» SET TASK
Please find all lines in the data that hold the string "this" and copy them.

» DATASET EXTRACT

::::

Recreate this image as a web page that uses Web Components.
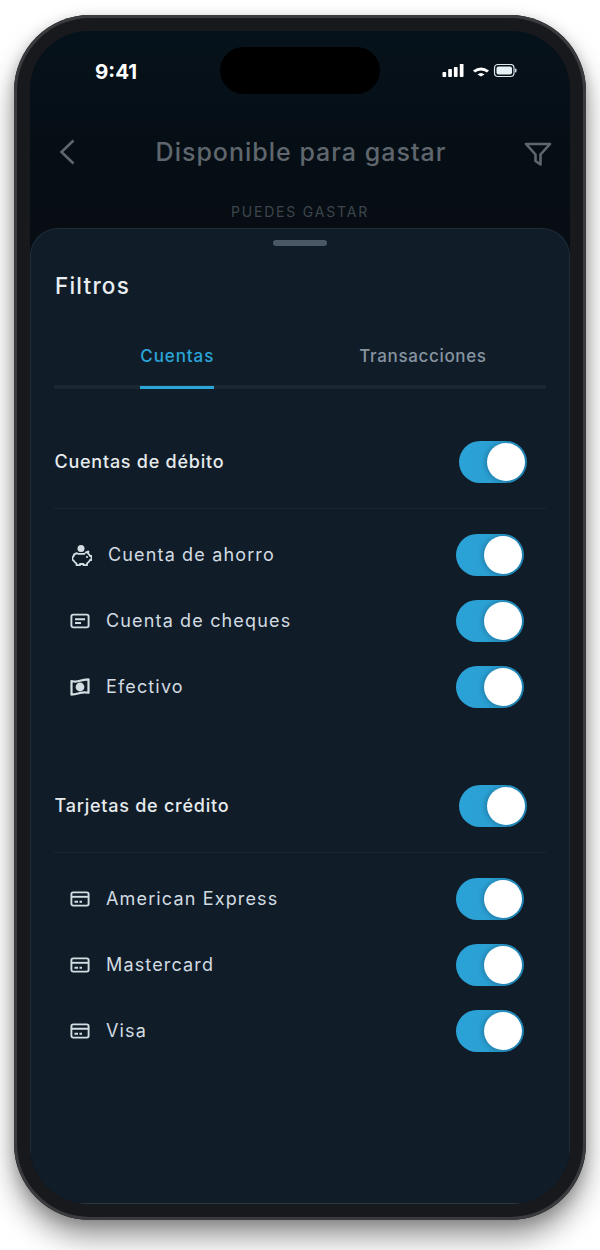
<!DOCTYPE html>
<html lang="es"><head><meta charset="utf-8"><title>Filtros</title>
<style>
html,body{margin:0;background:#fff}
body{font-family:Inter,"Noto Sans",sans-serif;padding:15px 14px 30px}
</style></head><body>
<x-phone>
  <x-status></x-status>
  <x-appbar></x-appbar>
  <x-sheet>
    <x-tabs></x-tabs>
    <x-section label="Cuentas de débito">
      <x-row icon="piggy" label="Cuenta de ahorro"></x-row>
      <x-row icon="cheque" label="Cuenta de cheques"></x-row>
      <x-row icon="cash" label="Efectivo"></x-row>
    </x-section>
    <x-section label="Tarjetas de crédito">
      <x-row icon="card" label="American Express"></x-row>
      <x-row icon="card" label="Mastercard"></x-row>
      <x-row icon="card" label="Visa"></x-row>
    </x-section>
  </x-sheet>
</x-phone>
<script>
const def=(name,html)=>customElements.define(name,class extends HTMLElement{
  connectedCallback(){ if(this.shadowRoot) return;
    const g=k=>this.getAttribute(k)||'';
    this.attachShadow({mode:'open'}).innerHTML=typeof html==='function'?html(g):html; }
});
def('x-phone',`<style>
:host{display:block;width:572px;height:1205px;box-sizing:border-box;border-radius:76px;background:#18191c;
 box-shadow:inset 0 0 0 3px #3a3b3e,0 18px 28px rgba(0,0,0,.38),0 4px 14px rgba(0,0,0,.2);padding:16px}
.screen{position:relative;height:100%;border-radius:58px;overflow:hidden;background:linear-gradient(180deg,#06121b 0,#060e15 120px,#070d13 200px);display:flex;flex-direction:column}
.island{position:absolute;left:190px;top:16px;width:160px;height:47px;border-radius:24px;background:#000}
</style><div class="screen"><slot></slot><div class="island"></div></div>`);
def('x-status',`<style>
:host{display:flex;justify-content:space-between;align-items:center;height:82px;padding:0 53px 0 65px;box-sizing:border-box;color:#fff}
.t{font:700 20.5px/1 Inter,sans-serif}
svg{display:block}
</style><span class="t">9:41</span>
<svg width="76" height="16" viewBox="0 0 76 16" fill="#fff">
<rect x="1.500" y="8" width="3.700" height="5" rx=".8"/><rect x="7.200" y="5" width="3.700" height="8" rx=".8"/><rect x="12.900" y="3" width="3.700" height="10" rx=".8"/><rect x="18.800" y="-.5" width="3.700" height="13.500" rx=".8"/>
<path d="M32 6.500 Q40 .5 48 6.500 L46 8.500 Q40 4.500 34 8.500Z"/><path d="M36.500 10.500 Q40 7.500 43.500 10.500 L40 12.500Z"/>
<rect x="53.500" y=".5" width="19.500" height="12" rx="3.500" fill="none" stroke="#dfe6ea" stroke-width="1.200"/><rect x="55.500" y="2.500" width="15.500" height="8" rx="2" fill="#e6f0f5"/><rect x="74" y="4.500" width="1.500" height="4" rx=".7" fill="#cfd6da"/>
</svg>`);
def('x-appbar',`<style>
:host{display:block;height:115px;box-sizing:border-box;text-align:center}
.bar{display:flex;align-items:center;justify-content:space-between;height:62px;margin-top:8px;padding:0 18px 0 28px}
h1{margin:0;font:500 25px/1 Inter,sans-serif;letter-spacing:1px;color:#5f666d}
p{margin:21px 0 0;font:400 14px/16px Inter,sans-serif;letter-spacing:1.8px;color:#3e464d}
svg{display:block;fill:none;stroke:#5f666d;stroke-width:2.600}
.f{margin-top:4px}
</style><div class="bar">
<svg width="20" height="28" viewBox="0 0 20 28"><path d="M15.500 2.500 3.500 14l12 11.500"/></svg>
<h1>Disponible para gastar</h1>
<svg class="f" width="28" height="24" viewBox="0 0 28 24" stroke-width="2"><path d="M2 2h24l-9.500 10.500V22.500l-5-3.500v-6.500Z" stroke-linejoin="round"/></svg>
</div><p>PUEDES GASTAR</p>`);
def('x-sheet',`<style>
:host{display:block;flex:1;box-sizing:border-box;background:#101d29;border:1px solid #1f2d3a;border-bottom-color:#2b3743;border-radius:28px 28px 0 0;padding:11px 23px 0;min-height:0}
.h{width:54px;height:6px;border-radius:3px;background:#4a5866;margin:0 auto}
.ti{margin:26px 0 0 1px;font:500 22.5px/28px Inter,sans-serif;letter-spacing:1.2px;color:#e9eef1}
</style><div class="h"></div><div class="ti">Filtros</div><slot></slot>`);
def('x-tabs',`<style>
:host{display:flex;margin-top:32px;height:57px;box-sizing:border-box;border-bottom:4px solid #1b2833}
.t{flex:1;display:flex;justify-content:center;font:500 17px/24px Inter,sans-serif;letter-spacing:.65px;color:#8794a0;padding-top:12px;box-sizing:border-box}
.t span{display:block;height:45px;box-sizing:border-box}
.on span{color:#2ba4d8;border-bottom:3px solid #2ba4d8;padding:0 0 0 .5px;letter-spacing:.9px}
</style><div class="t on"><span>Cuentas</span></div><div class="t"><span>Transacciones</span></div>`);
def('x-section',g=>`<style>
:host{display:block;margin-top:52px}
:host(:last-child){margin-top:77px}
.head{display:flex;justify-content:space-between;align-items:center;height:42px;padding:0 19px 25px 0;font:500 18px/24px Inter,sans-serif;letter-spacing:.75px;color:#e6ebee;border-bottom:1px solid #1a2733;box-sizing:content-box;margin-bottom:25px}
.head span{margin-left:.5px}
.rows{display:flex;flex-direction:column;gap:24px;padding-right:22px}
</style><div class="head"><span>${g('label')}</span><x-toggle></x-toggle></div><div class="rows"><slot></slot></div>`);
const icons={
piggy:[20,22,2,`<circle cx="9" cy="4.500" r="3.500" fill="currentColor" stroke="none"/><path d="M5.500 9C3 9.500 1.500 11 1.500 12.500 0 13 0 16 1.500 16.500 2.500 18 3.500 19 4.500 19.500V21.200h3.500V20h3.500v1.200H15v-1.700c1.500-1 2.500-2 3-3.500h1.500v-4H18c-.5-1-1-2-2-2.500l.5-2C15 7.800 14 8.500 13 9M5.500 9.800H13" stroke-width="1.800" stroke-linejoin="round"/><circle cx="15" cy="13" r="1.100" fill="currentColor" stroke="none"/>`],
cheque:[20,20,0,`<rect x="1.400" y="3.600" width="17.200" height="12.800" rx="1.800" stroke-width="1.900"/><path d="M5 8.200h10M5 12h6" stroke-width="1.900"/>`],
cash:[20,20,0,`<path d="M1.500 4Q6 5.200 10 3.800T18.500 2.300V15.800Q14 14.800 10 16T1.500 17.700Z" stroke-width="2.200" stroke-linejoin="round"/><circle cx="10" cy="10" r="4.400" fill="currentColor" stroke="none"/>`],
card:[20,20,0,`<rect x="1.400" y="3.400" width="17.200" height="13.200" rx="1.800" stroke-width="1.900"/><path d="M1.500 7.800h17" stroke-width="1.900"/><path d="M4.500 12.800h3.500M9.500 12.800h2.500" stroke-width="1.900"/>`]};
def('x-row',g=>{const [w,h,m,p]=icons[g('icon')];return `<style>
:host{display:flex;align-items:center;height:42px;justify-content:space-between;padding-left:16px;font:400 18px/24px Inter,sans-serif;letter-spacing:1.15px;color:#d2dbe1}
.l{display:flex;align-items:center;gap:16px}
svg{display:block;color:#d4dde2;fill:none;stroke:currentColor;margin-left:${m}px}
</style><span class="l"><svg width="${w}" height="${h}" viewBox="0 0 ${w} ${h}">${p}</svg><span>${g('label')}</span></span><x-toggle></x-toggle>`});
def('x-toggle',`<style>
:host{display:flex;justify-content:flex-end;align-items:center;flex:none;width:68px;height:42px;box-sizing:border-box;border-radius:21px;padding-right:2px;background:linear-gradient(100deg,#2ba3d8 0,#2a9fd2 50%,#1d7fae 100%)}
i{display:block;width:38px;height:38px;border-radius:50%;background:#fff;box-shadow:-2px 0 4px rgba(10,40,60,.25)}
</style><i></i>`);
</script>
</body></html>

::::

» THE RESPONSE
Recreate this image as a web page that uses Web Components.
  connectedCallback(){ if(this.shadowRoot) return;
    const g=k=>this.getAttribute(k)||'';
    this.attachShadow({mode:'open'}).innerHTML=typeof html==='function'?html(g):html; }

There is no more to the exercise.